Velocity distribution of a falling film with variable viscosity

Input(s)

\(\rho\): Density \(\left(\mathrm{kg} / \mathrm{m}^{3}\right)\)

g: Gravitational Acceleration \(\left(\mathrm{m} / \mathrm{s}^{2}\right)\)

\(\delta\): Film Thickness (m)

\(\mathrm{x}\): Distance in Cartesian Coordinate (x)

\(\mu\): Viscosity \((\mathrm{kg} /(\mathrm{ms}))\)

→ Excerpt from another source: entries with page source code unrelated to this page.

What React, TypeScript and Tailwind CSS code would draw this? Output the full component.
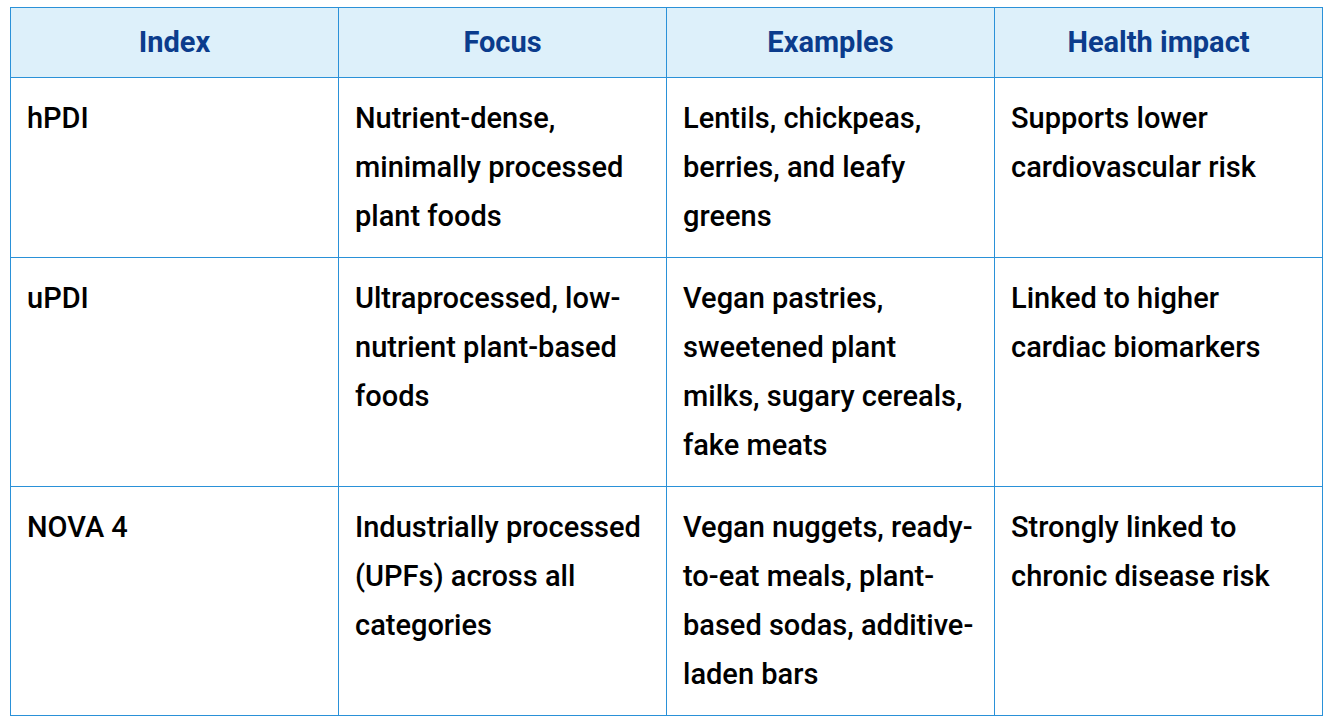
const rows = [
  {
    index: 'hPDI',
    focus: 'Nutrient-dense, minimally processed plant foods',
    examples: 'Lentils, chickpeas, berries, and leafy greens',
    impact: 'Supports lower cardiovascular risk',
  },
  {
    index: 'uPDI',
    focus: 'Ultraprocessed, low-nutrient plant-based foods',
    examples: 'Vegan pastries, sweetened plant milks, sugary cereals, fake meats',
    impact: 'Linked to higher cardiac biomarkers',
  },
  {
    index: 'NOVA 4',
    focus: 'Industrially processed (UPFs) across all categories',
    examples: 'Vegan nuggets, ready-to-eat meals, plant-based sodas, additive-laden bars',
    impact: 'Strongly linked to chronic disease risk',
  },
]

const headers = ['Index', 'Focus', 'Examples', 'Health impact']

export default function App() {
  return (
    <div className="min-h-screen bg-white pt-[7px] pl-[10px] font-['Roboto',sans-serif]">
      <table className="w-[1313px] table-fixed border-collapse">
        <thead>
          <tr>
            {headers.map((h) => (
              <th
                key={h}
                className="h-[70px] border border-[#2a91d8] bg-[#ddf0fa] px-4 text-center text-[29px] font-bold text-[#0b3c8c]"
              >
                {h}
              </th>
            ))}
          </tr>
        </thead>
        <tbody>
          {rows.map((r) => (
            <tr key={r.index}>
              {[r.index, r.focus, r.examples, r.impact].map((c, i) => (
                <td
                  key={i}
                  className="border border-[#2a91d8] px-4 pt-4 pb-4 align-top text-[29px] font-medium leading-[49px] text-black"
                >
                  {c}
                </td>
              ))}
            </tr>
          ))}
        </tbody>
      </table>
    </div>
  )
}
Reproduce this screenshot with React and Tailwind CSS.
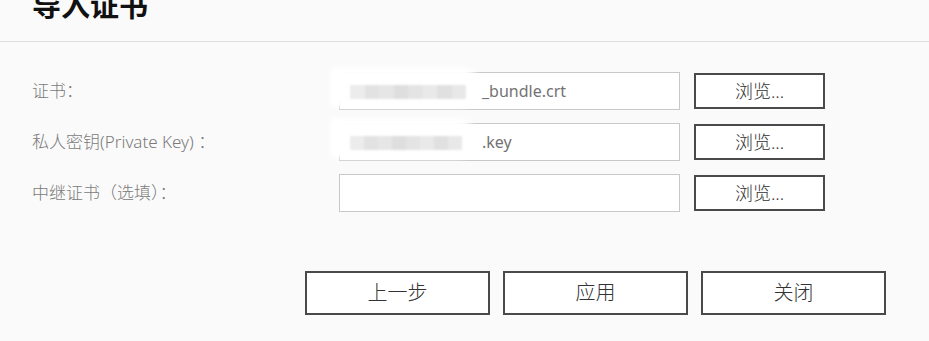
import React from 'react';

const font = { fontFamily: '"Noto Sans", "Noto Sans CJK SC", sans-serif' };

const Redact = ({ w }) => (
    <div className="absolute -left-[10px] -top-[6px] h-[40px] pointer-events-none" style={{ width: w }}>
        <div className="absolute inset-0 rounded-r-full bg-white blur-[3px]"></div>
        <div className="absolute left-[20px] right-[14px] top-[18px] h-[14px] flex blur-[1px]">
            <div className="flex-1 bg-[#ececec]"></div>
            <div className="flex-1 bg-[#e2e2e2]"></div>
            <div className="flex-1 bg-[#e6e6e6]"></div>
            <div className="flex-1 bg-[#dedede]"></div>
            <div className="flex-1 bg-[#e4e4e4]"></div>
            <div className="flex-1 bg-[#e9e9e9]"></div>
            <div className="flex-1 bg-[#e0e0e0]"></div>
            <div className="flex-1 bg-[#e8e8e8]"></div>
        </div>
    </div>
);

const rows = [
    { label: '证书：', value: '_bundle.crt', redact: 150 },
    { label: '私人密钥(Private Key) ：', value: '.key', redact: 146 },
    { label: '中继证书（选填）：', value: '', redact: 0 },
];

const App = () => {
    return (
        <div className="w-[929px] h-[341px] bg-[#fafafa] overflow-hidden" style={font}>
            {/* Header */}
            <div className="h-[42px] border-b border-[#dedede] px-8 overflow-hidden">
                <h1 className="text-[29px] leading-none font-bold text-[#111] -mt-[9px]">导入证书</h1>
            </div>

            {/* Form */}
            <div className="px-8 pt-[30px] flex flex-col gap-[13px]">
                {rows.map((row, i) => (
                    <div key={i} className="flex items-center h-[38px]">
                        <div className="w-[307px] text-[17px] font-light text-[#7a7a7a]">{row.label}</div>
                        <div className="relative w-[341px] h-[38px] bg-white border border-[#c8c8c8] flex items-center">
                            {row.redact > 0 && <Redact w={row.redact} />}
                            <span className="pl-[142px] text-[16px] text-[#737373]">{row.value}</span>
                        </div>
                        <button className="ml-[14px] w-[131px] h-[36px] bg-white border-2 border-[#4a4a4a] text-[18px] font-light text-[#333] flex items-center justify-center">
                            浏览...
                        </button>
                    </div>
                ))}
            </div>

            {/* Footer */}
            <div className="flex gap-[13px] pl-[305px] pt-[59px]">
                {['上一步', '应用', '关闭'].map((t) => (
                    <button key={t} className="w-[185px] h-[44px] bg-white border-2 border-[#4a4a4a] text-[20px] font-light text-[#333] flex items-center justify-center">
                        {t}
                    </button>
                ))}
            </div>
        </div>
    );
};

export default App;
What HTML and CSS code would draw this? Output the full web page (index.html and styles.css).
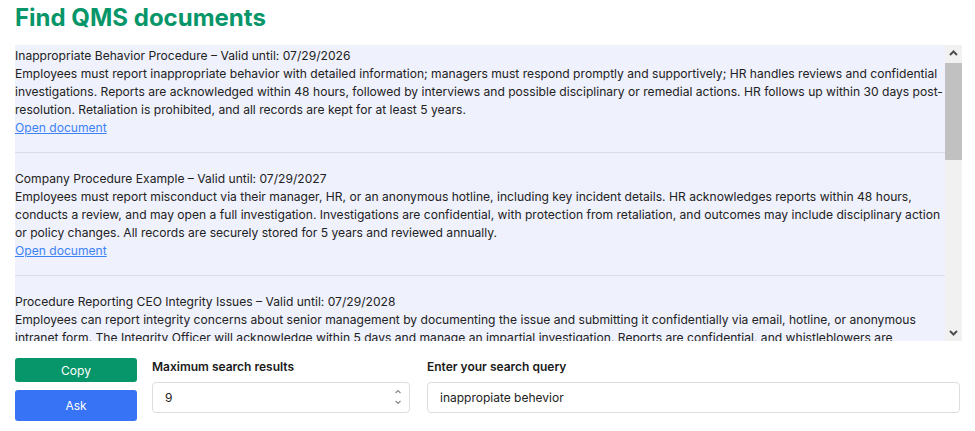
FILE: index.html
```html
<!DOCTYPE html>
<html lang="en">
<head>
<meta charset="utf-8">
<title>Find QMS documents</title>
<link rel="stylesheet" href="styles.css">
</head>
<body>
<div class="page">
  <h1 class="title">Find QMS documents</h1>
  <div class="results">
    <div class="results-list">
      <div class="item">
        <div class="item-title">Inappropriate Behavior Procedure – Valid until: 07/29/2026</div>
        <div class="item-body">Employees must report inappropriate behavior with detailed information; managers must respond promptly and supportively; HR handles reviews and confidential investigations. Reports are acknowledged within 48 hours, followed by interviews and possible disciplinary or remedial actions. HR follows up within 30 days post-resolution. Retaliation is prohibited, and all records are kept for at least 5 years.</div>
        <a class="item-link" href="#">Open document</a>
      </div>
      <div class="item">
        <div class="item-title">Company Procedure Example – Valid until: 07/29/2027</div>
        <div class="item-body">Employees must report misconduct via their manager, HR, or an anonymous hotline, including key incident details. HR acknowledges reports within 48 hours, conducts a review, and may open a full investigation. Investigations are confidential, with protection from retaliation, and outcomes may include disciplinary action or policy changes. All records are securely stored for 5 years and reviewed annually.</div>
        <a class="item-link" href="#">Open document</a>
      </div>
      <div class="item">
        <div class="item-title">Procedure Reporting CEO Integrity Issues – Valid until: 07/29/2028</div>
        <div class="item-body">Employees can report integrity concerns about senior management by documenting the issue and submitting it confidentially via email, hotline, or anonymous intranet form. The Integrity Officer will acknowledge within 5 days and manage an impartial investigation. Reports are confidential, and whistleblowers are protected from retaliation. Outcomes are reported to the Board, and all records are retained for at least 7 years.</div>
        <a class="item-link" href="#">Open document</a>
      </div>
    </div>
    <div class="scrollbar" aria-hidden="true">
      <div class="scroll-btn">
        <svg width="17" height="17" viewBox="0 0 17 17"><path d="M5 10 L8.5 6.5 L12 10" fill="none" stroke="#505050" stroke-width="2"/></svg>
      </div>
      <div class="scroll-track">
        <div class="scroll-thumb"></div>
      </div>
      <div class="scroll-btn">
        <svg width="17" height="17" viewBox="0 0 17 17"><path d="M5 7 L8.5 10.5 L12 7" fill="none" stroke="#505050" stroke-width="2"/></svg>
      </div>
    </div>
  </div>
  <div class="controls">
    <div class="buttons">
      <button class="btn btn-copy" type="button">Copy</button>
      <button class="btn btn-ask" type="button">Ask</button>
    </div>
    <div class="field">
      <label class="field-label" for="max">Maximum search results</label>
      <div class="number-wrap">
        <input class="field-input number-input" id="max" type="number" value="9">
        <svg class="spinner" width="10" height="20" viewBox="0 0 10 20" aria-hidden="true"><path d="M2.5 6 L5 3.5 L7.5 6" fill="none" stroke="#8a8a8a" stroke-width="1.2"/><path d="M2.5 14 L5 16.5 L7.5 14" fill="none" stroke="#8a8a8a" stroke-width="1.2"/></svg>
      </div>
    </div>
    <div class="field field-query">
      <label class="field-label" for="q">Enter your search query</label>
      <input class="field-input" id="q" type="text" value="inappropiate behevior">
    </div>
  </div>
</div>
</body>
</html>
```

FILE: styles.css
```css
html, body {
  margin: 0;
  padding: 0;
  background: #ffffff;
}

body {
  font-family: Inter, "Liberation Sans", sans-serif;
  color: #222222;
  font-size: 12px;
}

.page {
  padding: 0 13px 0 15px;
}

.title {
  margin: 2px 0 11px 0;
  font-size: 24px;
  line-height: 32px;
  font-weight: 700;
  color: #079669;
}

.results {
  display: flex;
  height: 296px;
}

.results-list {
  flex: 1;
  min-width: 0;
  overflow-y: auto;
  scrollbar-width: none;
  background: #eff1fd;
}

.results-list::-webkit-scrollbar {
  display: none;
}

.scrollbar {
  width: 17px;
  display: flex;
  flex-direction: column;
  background: #f1f1f1;
}

.scroll-btn {
  height: 17px;
  display: flex;
  align-items: center;
  justify-content: center;
}

.scroll-btn svg {
  display: block;
}

.scroll-track {
  flex: 1;
  padding-top: 1px;
}

.scroll-thumb {
  height: 97px;
  background: #c1c1c1;
}

.item {
  padding: 17px 0 15px 0;
  border-bottom: 1px solid #dcdde3;
  line-height: 18px;
  font-size: 12.1px;
}

.item:first-child {
  padding-top: 2px;
}

.item-link {
  color: #3b82f6;
  text-decoration: underline;
}

.controls {
  display: grid;
  grid-template-columns: 122px 258px 1fr;
  column-gap: 15px;
  margin-top: 17px;
  padding-right: 2px;
}

.buttons {
  display: flex;
  flex-direction: column;
  gap: 8px;
}

.btn {
  border: none;
  border-radius: 3px;
  color: #ffffff;
  font-family: Inter, "Liberation Sans", sans-serif;
  font-size: 12px;
  cursor: pointer;
}

.btn-copy {
  height: 24px;
  background: #079669;
}

.btn-ask {
  height: 31px;
  background: #3673f5;
}

.field {
  display: flex;
  flex-direction: column;
}

.field-query {
  margin-left: 2px;
}

.field-label {
  font-size: 12px;
  font-weight: 600;
  line-height: 16px;
  margin: 1px 0 7px 0;
  color: #1a1a1a;
}

.field-input {
  box-sizing: border-box;
  width: 100%;
  height: 31px;
  border: 1px solid #dddddd;
  border-radius: 4px;
  padding: 0 8px 0 12px;
  font-family: Inter, "Liberation Sans", sans-serif;
  font-size: 12px;
  color: #222222;
  background: #ffffff;
  outline: none;
}

.number-wrap {
  position: relative;
}

.number-input {
  -moz-appearance: textfield;
  appearance: textfield;
}

.number-input::-webkit-inner-spin-button,
.number-input::-webkit-outer-spin-button {
  -webkit-appearance: none;
  margin: 0;
}

.spinner {
  position: absolute;
  right: 7px;
  top: 5px;
  pointer-events: none;
}
```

\(\beta\): Angle of Inclination w.r.t Direction of Gravity (rad)

Output(s)

\(v_{z}\): Velocity Distribution \((\mathrm{m} / \mathrm{s})\)

Formula(s)

\[ \mathrm{v}_{\mathrm{z}}=\frac{\left(\rho * \mathrm{~g} * \delta^{2}\right) * \cos (\beta) *\left(1-\left(\frac{\mathrm{x}}{\delta}\right)^{2}\right)}{2 * \mu} \]

Reference(s)

Bird, R.B., Stewart, W.E. and Lightfoot, E.N. (2002). Transport Phenomena (Second Ed.). John Wiley & Sons, Chapter: 2, Page: 45 .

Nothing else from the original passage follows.